═══ Dataset extract
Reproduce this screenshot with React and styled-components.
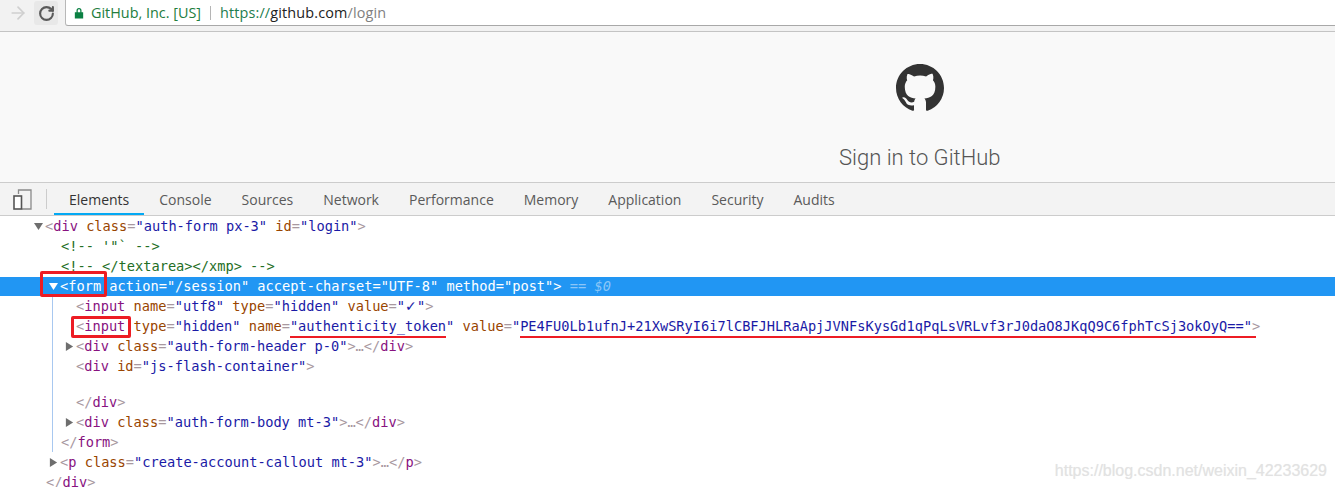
import React from 'react'
import styled, { createGlobalStyle } from 'styled-components'
import { ArrowRight, RotateCw } from 'lucide-react'

const GlobalStyle = createGlobalStyle`
  html, body {
    margin: 0;
    padding: 0;
    background: #fff;
    overflow: hidden;
  }
`

const TABS = ['Elements', 'Console', 'Sources', 'Network', 'Performance', 'Memory', 'Application', 'Security', 'Audits']
const TOKEN = 'PE4FU0Lb1ufnJ+21XwSRyI6i7lCBFJHLRaApjJVNFsKysGd1qPqLsVRLvf3rJ0daO8JKqQ9C6fphTcSj3okOyQ=='

function Attr({ name, value }) {
  return (
    <>
      {' '}
      <AttrName>{name}</AttrName>
      <Punct>=</Punct>
      <Value>"{value}"</Value>
    </>
  )
}

function Arrow({ open, light }) {
  return (
    <Caret $light={light} viewBox="0 0 10 10">
      <path d={open ? 'M0 1h10L5 9z' : 'M1 0v10l8-5z'} />
    </Caret>
  )
}

export default function App() {
  return (
    <Page>
      <GlobalStyle />
      <Toolbar>
        <NavIcon><ArrowRight size={20} strokeWidth={2} color="#cfcfcf" /></NavIcon>
        <ReloadButton><RotateCw size={17} strokeWidth={3} color="#5a5a5a" /></ReloadButton>
        <AddressBar>
          <LockIcon viewBox="0 0 12 14">
            <path d="M3 6V4a3 3 0 016 0v2h2v7.5H1V6zm1.5 0h3V4a1.5 1.5 0 00-3 0z" />
          </LockIcon>
          <SiteName>GitHub, Inc. [US]</SiteName>
          <AddressDivider />
          <Url>
            <Scheme>https://</Scheme>
            <Host>github.com</Host>
            <UrlPath>/login</UrlPath>
          </Url>
        </AddressBar>
      </Toolbar>

      <LoginHeader>
        <Logo viewBox="0 0 16 16">
          <path d="M8 0C3.58 0 0 3.58 0 8c0 3.54 2.29 6.53 5.47 7.59.4.07.55-.17.55-.38 0-.19-.01-.82-.01-1.49-2.01.37-2.53-.49-2.69-.94-.09-.23-.48-.94-.82-1.13-.28-.15-.68-.52-.01-.53.63-.01 1.08.58 1.23.82.72 1.21 1.87.87 2.33.66.07-.52.28-.87.51-1.07-1.78-.2-3.64-.89-3.64-3.95 0-.87.31-1.59.82-2.15-.08-.2-.36-1.02.08-2.12 0 0 .67-.21 2.2.82.64-.18 1.32-.27 2-.27.68 0 1.36.09 2 .27 1.53-1.04 2.2-.82 2.2-.82.44 1.1.16 1.92.08 2.12.51.56.82 1.27.82 2.15 0 3.07-1.87 3.75-3.65 3.95.29.25.54.73.54 1.48 0 1.07-.01 1.93-.01 2.2 0 .21.15.46.55.38A8.013 8.013 0 0016 8c0-4.42-3.58-8-8-8z" />
        </Logo>
        <SignInTitle>Sign in to GitHub</SignInTitle>
      </LoginHeader>

      <TabBar>
        <DeviceIcon viewBox="0 0 19 21">
          <path d="M5.5 5V1h12.5v19H9" fill="none" stroke="#8a8a8a" strokeWidth="1.3" />
          <rect x="1" y="7" width="7.5" height="13" fill="#fff" stroke="#555" strokeWidth="1.6" />
        </DeviceIcon>
        <TabDivider />
        {TABS.map((t, i) => (
          <Tab key={t} $active={i === 0}>{t}</Tab>
        ))}
      </TabBar>

      <Tree>
        <Line $indent={34}>
          <Arrow open />
          <Punct>&lt;</Punct><TagName>div</TagName>
          <Attr name="class" value="auth-form px-3" />
          <Attr name="id" value="login" />
          <Punct>&gt;</Punct>
        </Line>
        <Line $indent={61}><Comment>&lt;!-- '"` --&gt;</Comment></Line>
        <Line $indent={61}><Comment>&lt;!-- &lt;/textarea&gt;&lt;/xmp&gt; --&gt;</Comment></Line>
        <Line $indent={49} $selected>
          <Arrow open light />
          <RedBox $left={40} $top={-5} $width={67} $height={26} />
          <span>&lt;form</span>
          {' action="/session" accept-charset="UTF-8" method="post">'}
          <SelectedHint> == <em>$0</em></SelectedHint>
        </Line>

        <FormChildren>
          <Line $indent={23}>
            <Punct>&lt;</Punct><TagName>input</TagName>
            <Attr name="name" value="utf8" />
            <Attr name="type" value="hidden" />
            {' '}
            <AttrName>value</AttrName>
            <Punct>=</Punct>
            <Value>"<CheckMark>✓</CheckMark>"</Value>
            <Punct>&gt;</Punct>
          </Line>
          <Line $indent={23}>
            <RedBox $left={18} $top={0} $width={60} $height={22} />
            <Punct>&lt;</Punct><TagName>input</TagName>
            <Attr name="type" value="hidden" />
            {' '}
            <AttrName>name</AttrName>
            <Punct>=</Punct>
            <Underlined $extend={0}><Value>"authenticity_token</Value></Underlined>
            <Value>"</Value>
            {' '}
            <AttrName>value</AttrName>
            <Punct>=</Punct>
            <Value>"</Value>
            <Underlined $extend={12}><Value>{TOKEN}</Value></Underlined>
            <Value>"</Value>
            <Punct>&gt;</Punct>
          </Line>
          <Line $indent={12}>
            <Arrow />
            <Punct>&lt;</Punct><TagName>div</TagName>
            <Attr name="class" value="auth-form-header p-0" />
            <Punct>&gt;…&lt;/</Punct><TagName>div</TagName><Punct>&gt;</Punct>
          </Line>
          <Line $indent={23}>
            <Punct>&lt;</Punct><TagName>div</TagName>
            <Attr name="id" value="js-flash-container" />
            <Punct>&gt;</Punct>
          </Line>
          <BlankLine />
          <Line $indent={23}>
            <Punct>&lt;/</Punct><TagName>div</TagName><Punct>&gt;</Punct>
          </Line>
          <Line $indent={12}>
            <Arrow />
            <Punct>&lt;</Punct><TagName>div</TagName>
            <Attr name="class" value="auth-form-body mt-3" />
            <Punct>&gt;…&lt;/</Punct><TagName>div</TagName><Punct>&gt;</Punct>
          </Line>
          <Line $indent={8}>
            <Punct>&lt;/</Punct><TagName>form</TagName><Punct>&gt;</Punct>
          </Line>
        </FormChildren>

        <Line $indent={49}>
          <Arrow />
          <Punct>&lt;</Punct><TagName>p</TagName>
          <Attr name="class" value="create-account-callout mt-3" />
          <Punct>&gt;…&lt;/</Punct><TagName>p</TagName><Punct>&gt;</Punct>
        </Line>
        <Line $indent={46}>
          <Punct>&lt;/</Punct><TagName>div</TagName><Punct>&gt;</Punct>
        </Line>
      </Tree>

      <Watermark>https://blog.csdn.net/weixin_42233629</Watermark>
    </Page>
  )
}

const Page = styled.div`
  position: relative;
  width: 1335px;
  height: 487px;
  overflow: hidden;
  background: #fff;
`

const Toolbar = styled.div`
  height: 32px;
  box-sizing: border-box;
  display: flex;
  align-items: flex-start;
  background: #f2f2f2;
  border-bottom: 1px solid #c4c4c4;
`

const NavIcon = styled.div`
  width: 34px;
  height: 26px;
  display: flex;
  align-items: center;
  justify-content: center;
  padding-left: 2px;
  box-sizing: border-box;
`

const ReloadButton = styled.div`
  width: 24px;
  height: 24px;
  margin-top: 1px;
  border-radius: 3px;
  background: #e8e8e8;
  display: flex;
  align-items: center;
  justify-content: center;
`

const AddressBar = styled.div`
  flex: 1;
  height: 26px;
  margin-left: 7px;
  box-sizing: border-box;
  display: flex;
  align-items: center;
  background: #fff;
  border-left: 1px solid #b8b8b8;
  border-bottom: 1px solid #a8a8a8;
  border-bottom-left-radius: 3px;
  font-family: 'Open Sans', sans-serif;
  font-size: 14.4px;
`

const LockIcon = styled.svg`
  width: 10px;
  height: 12px;
  margin-left: 8px;
  fill: #0b8043;
`

const SiteName = styled.span`
  margin-left: 7px;
  color: #227d3d;
`

const AddressDivider = styled.span`
  width: 1px;
  height: 14px;
  margin: 0 9px 0 9px;
  background: #b5b5b5;
`

const Url = styled.span`
  white-space: pre;
  letter-spacing: 0.15px;
`

const Scheme = styled.span`
  color: #227d4f;
`

const Host = styled.span`
  color: #222;
`

const UrlPath = styled.span`
  color: #808080;
`

const LoginHeader = styled.div`
  height: 150px;
  box-sizing: border-box;
  padding: 32px 0 0 839px;
  background: #f9f9f9;
  display: flex;
  flex-direction: column;
`

const Logo = styled.svg`
  width: 48px;
  height: 48px;
  margin-left: 57px;
  fill: #333;
`

const SignInTitle = styled.h1`
  margin: 31px 0 0;
  font-family: 'Roboto', sans-serif;
  font-weight: 300;
  font-size: 22px;
  line-height: 30px;
  color: #555;
  white-space: nowrap;
`

const TabBar = styled.div`
  height: 34px;
  box-sizing: border-box;
  display: flex;
  align-items: stretch;
  background: #f3f3f3;
  border-top: 1px solid #ccc;
  border-bottom: 1px solid #ccc;
  padding-left: 13px;
`

const DeviceIcon = styled.svg`
  width: 19px;
  height: 21px;
  align-self: center;
`

const TabDivider = styled.span`
  width: 1px;
  height: 20px;
  align-self: center;
  margin: 0 7px 0 14px;
  background: #ccc;
`

const Tab = styled.div`
  padding: 1px 15px 0;
  display: flex;
  align-items: center;
  font-family: 'Open Sans', sans-serif;
  font-size: 14px;
  color: ${(p) => (p.$active ? '#333' : '#5a5a5a')};
  box-shadow: ${(p) => (p.$active ? 'inset 0 -2px 0 #03a9f4' : 'none')};
`

const Tree = styled.div`
  font-family: 'DejaVu Sans Mono', monospace;
  font-size: 13.67px;
  color: #222;
`

const Line = styled.div`
  position: relative;
  height: 20px;
  line-height: 20px;
  white-space: pre;
  padding-left: ${(p) => p.$indent}px;
  background: ${(p) => (p.$selected ? '#2196f3' : 'transparent')};
  box-shadow: ${(p) => (p.$selected ? 'inset 0 1px 0 #fff' : 'none')};
  color: ${(p) => (p.$selected ? '#fff' : 'inherit')};
`

const BlankLine = styled.div`
  height: 16px;
`

const FormChildren = styled.div`
  margin-left: 52px;
  border-left: 1px solid #a8c8f0;
`

const Caret = styled.svg`
  width: 9px;
  height: 9px;
  margin-right: 2px;
  fill: ${(p) => (p.$light ? '#fff' : '#6e6e6e')};
`

const Punct = styled.span`
  color: #a8989f;
`

const TagName = styled.span`
  color: #881280;
`

const AttrName = styled.span`
  color: #994500;
`

const Value = styled.span`
  color: #1a1aa6;
`

const CheckMark = styled.span`
  display: inline-block;
  width: 12px;
  font-family: 'DejaVu Sans', sans-serif;
  font-size: 14px;
  line-height: 1;
`

const Comment = styled.span`
  color: #236e25;
`

const SelectedHint = styled.span`
  color: #8cc6f7;
  em {
    font-style: italic;
  }
`

const Underlined = styled.span`
  position: relative;
  &::after {
    content: '';
    position: absolute;
    left: 0;
    right: ${(p) => -p.$extend}px;
    bottom: -4px;
    height: 2px;
    background: #ed1c24;
  }
`

const RedBox = styled.span`
  position: absolute;
  top: ${(p) => p.$top}px;
  left: ${(p) => p.$left}px;
  width: ${(p) => p.$width}px;
  height: ${(p) => p.$height}px;
  border: 3px solid #ed1c24;
  border-radius: 2px;
  box-sizing: border-box;
`

const Watermark = styled.div`
  position: absolute;
  right: 8px;
  bottom: 7px;
  font-family: 'Liberation Sans', sans-serif;
  font-size: 16px;
  color: #e2e2e2;
  text-shadow: 0 0 1px #eee;
`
══════
Please repeat exactly the data above from its first line to the line that contains "</LoginHeader>", inclusive, and leave every picture out.

Reproduce this screenshot with React and styled-components.
import React from 'react'
import styled, { createGlobalStyle } from 'styled-components'
import { ArrowRight, RotateCw } from 'lucide-react'

const GlobalStyle = createGlobalStyle`
  html, body {
    margin: 0;
    padding: 0;
    background: #fff;
    overflow: hidden;
  }
`

const TABS = ['Elements', 'Console', 'Sources', 'Network', 'Performance', 'Memory', 'Application', 'Security', 'Audits']
const TOKEN = 'PE4FU0Lb1ufnJ+21XwSRyI6i7lCBFJHLRaApjJVNFsKysGd1qPqLsVRLvf3rJ0daO8JKqQ9C6fphTcSj3okOyQ=='

function Attr({ name, value }) {
  return (
    <>
      {' '}
      <AttrName>{name}</AttrName>
      <Punct>=</Punct>
      <Value>"{value}"</Value>
    </>
  )
}

function Arrow({ open, light }) {
  return (
    <Caret $light={light} viewBox="0 0 10 10">
      <path d={open ? 'M0 1h10L5 9z' : 'M1 0v10l8-5z'} />
    </Caret>
  )
}

export default function App() {
  return (
    <Page>
      <GlobalStyle />
      <Toolbar>
        <NavIcon><ArrowRight size={20} strokeWidth={2} color="#cfcfcf" /></NavIcon>
        <ReloadButton><RotateCw size={17} strokeWidth={3} color="#5a5a5a" /></ReloadButton>
        <AddressBar>
          <LockIcon viewBox="0 0 12 14">
            <path d="M3 6V4a3 3 0 016 0v2h2v7.5H1V6zm1.5 0h3V4a1.5 1.5 0 00-3 0z" />
          </LockIcon>
          <SiteName>GitHub, Inc. [US]</SiteName>
          <AddressDivider />
          <Url>
            <Scheme>https://</Scheme>
            <Host>github.com</Host>
            <UrlPath>/login</UrlPath>
          </Url>
        </AddressBar>
      </Toolbar>

      <LoginHeader>
        <Logo viewBox="0 0 16 16">
          <path d="M8 0C3.58 0 0 3.58 0 8c0 3.54 2.29 6.53 5.47 7.59.4.07.55-.17.55-.38 0-.19-.01-.82-.01-1.49-2.01.37-2.53-.49-2.69-.94-.09-.23-.48-.94-.82-1.13-.28-.15-.68-.52-.01-.53.63-.01 1.08.58 1.23.82.72 1.21 1.87.87 2.33.66.07-.52.28-.87.51-1.07-1.78-.2-3.64-.89-3.64-3.95 0-.87.31-1.59.82-2.15-.08-.2-.36-1.02.08-2.12 0 0 .67-.21 2.2.82.64-.18 1.32-.27 2-.27.68 0 1.36.09 2 .27 1.53-1.04 2.2-.82 2.2-.82.44 1.1.16 1.92.08 2.12.51.56.82 1.27.82 2.15 0 3.07-1.87 3.75-3.65 3.95.29.25.54.73.54 1.48 0 1.07-.01 1.93-.01 2.2 0 .21.15.46.55.38A8.013 8.013 0 0016 8c0-4.42-3.58-8-8-8z" />
        </Logo>
        <SignInTitle>Sign in to GitHub</SignInTitle>
      </LoginHeader>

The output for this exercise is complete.